All these things are quite complicated. The society may be richer than it was in the thirties, but it is the underclass that is having all these babies, for the most part, and they are definitely not getting richer. There is not necessarily a causal connection, and you are making one. You have simplified everything to the degree that it no longer makes sense. For example, take the statement "in the 1960's black families were strong". Lyndon Johnson developed the idea of the Great Society, in fact, because in the South he was familiar with, he was horrified by the poverty and hunger in black families. Hungry families are not strong families!! One of the things we did as a nation was bring blacks over here as slaves, and although we freed them, we did not give them the forty acres and a mule, the steps up, so that they could become useful and prosperous in our society. Black families were more intact in the sixties than they are now, but since then several things have happened. One is that as the result of desegregation, the black middle class, who once provided crucial role models, has left for the suburbs. The national decline in good jobs that would support families that did not require higher education has also fractured the black family, in particular. Men who cannot support themselves, or families, tend to create a lot of social pathology, and this needs to be dealt with in constructive ways. But in any event, poverty does foster illegitimacy RIGHT NOW, in the sense that the women who are having all these babies are mostly poor. Did you read the Guiliani article you posted carefully? If you look at demographics, you will see that my statement is true. It is not the wealthy Central Park single mothers who are making demands on city services, it is the poor teenaged ones whose parents are poor, and mostly on public assistance.
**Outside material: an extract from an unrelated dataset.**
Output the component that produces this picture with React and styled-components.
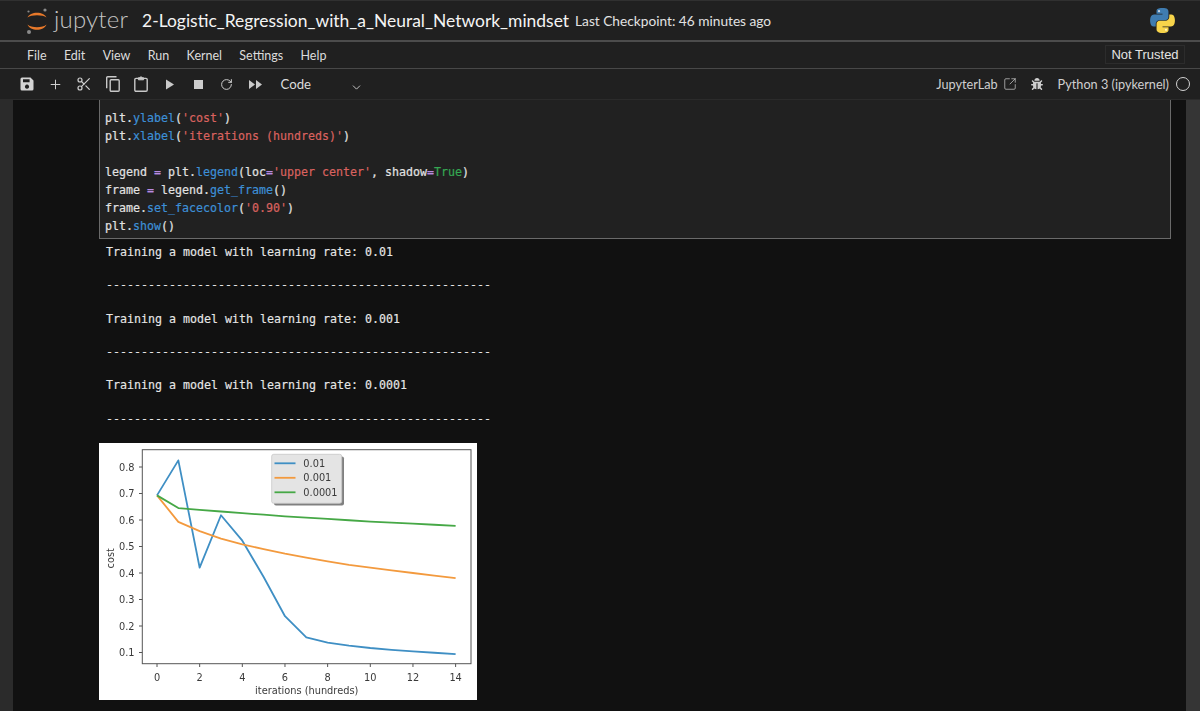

Incidentally, I read an article recently, which I did not save, unfortunately. But it was the results of a study which showed that illegitimacy on its own is not a predictor of any particular problems in children, but that poverty is the culprit. They compared the illegitimate children of poor women with children born out of wedlock to middle class mothers--the Murphy Brown sort of women who deliberately choose to have children on their own. Surprisingly, these children did slightly better in school, by all measurable standards, than children from two parent families in the same social class. The study concluded that it is the stability of the household, and things like children being read to and responded to and loved, and having consistent discipline, that ensure good performance in school. The illegitimate children of poor women have many strikes against them, in contrast. Poverty is really the key here, not anything else.